It is tempting to focus on short-term price moves in stocks.  Wall Street and the media have seduced us into watching prices go up and down, up and down, every day.  If prices are down, we are unhappy.  If prices are up, we are happy.  It’s dizzying, and sometimes a little nauseating.  We move our money around, closing accounts or refusing to add money until performance improves.  We take money out of something that has been disappointing us just before it improves (usually dramatically) and put money in things that have done well just before they disappoint us (usually even more dramatically.)  And we make no money in the process; we are just unhappy.

My mental picture is watching a man climb the stairs while playing with a yo-yo.    If I focus on the yo-yo, I can get dizzy pretty quick.  And if I watch the yo-yo too long, I can get sick to my stomach.  But if I watch the man climb the steps, it is a relatively smooth progression.  Whether I get sick or stay well all depends on my focus.
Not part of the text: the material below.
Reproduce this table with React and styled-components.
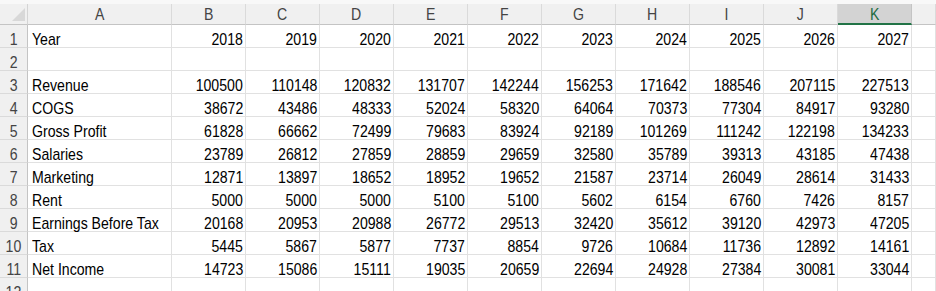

Not only does focusing on price swings cost money, but it also leads to regrets. We often regret something we did (or didn’t do) in the past to the point of neglecting what we can do NOW.  How do we avoid having the SAME regrets in the future?

The way to prevent the regrets is to ignore prices.  Focus on the fundamental reasons for making an investment in the first place.  Is the company profitable and growing?  Will it be worth more five years from now than it is today? Can I buy it/own it for LESS than it is worth today?

Finding the answers to these questions is more useful, and easier on the stomach, than focusing on the changes in prices.

 

The opinions expressed are those of Tony Muhlenkamp of Muhlenkamp and Company and are not intended to forecast future events, guarantee future results, or offer investment advice.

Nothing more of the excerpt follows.